Previous research used much smaller groups of cyclists, and came up with the result that inside the peloton cyclists experience 50 to 70 per cent of the air resistance of the front of the group, but anecdotal evidence from professional cyclists indicated that sometimes they barely had to pedal at all to keep up with the bunch. Blocken’s team discovered that in the middle and at the back of the peloton, cyclist experienced only 5 to 7 per cent of the air resistance of a solo rider.
“Put it another way,” Blocken said; “It is as if a rider is cycling at 12 to 15km/h in a peloton that is speeding along at 54km/h. That’s why it feels right that riders expend so little energy.”
This result could help cyclists decide what is the best position in the peloton to suit their goal. For example, sprinters need to be able to “jump” of the front of the peloton towards the end of the race so that they can speed towards the finishing line. Riding right at the back might give the best protection from wind, but it also means that to get to the front you have to ride past the entire swarm of riders, and is the prime location for falls to occur.
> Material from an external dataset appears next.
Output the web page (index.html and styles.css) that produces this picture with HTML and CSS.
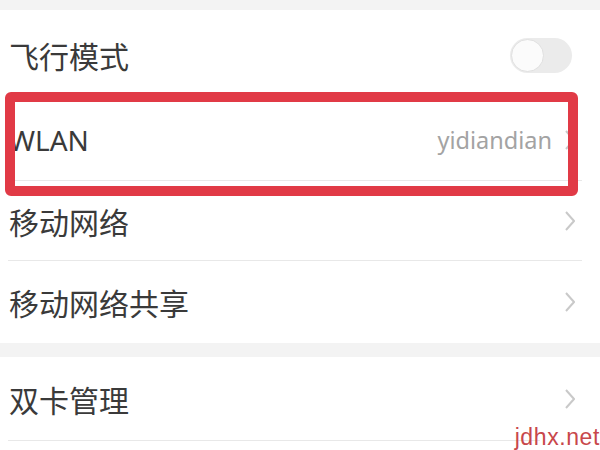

So for sprinters and riders in the general classification – that is, the elite group that can compete to be the overall winner of the race – the best place to sit in the peloton would probably be the sixth or seventh row, Blocken said.
It may also influence team strategy and lead to long flat stages, where breakaway riders are inevitably reeled in by the energy-saving group behind them, having very different outcomes. “The calculation models used by race teams to determine the best time to escape are, it turns out, based on the wrong assumptions,” Blocken said. ” This may explain why so few escapes succeed and why the peloton hauls in the riders that do escape. Perhaps these results will lead to more successful escapes.”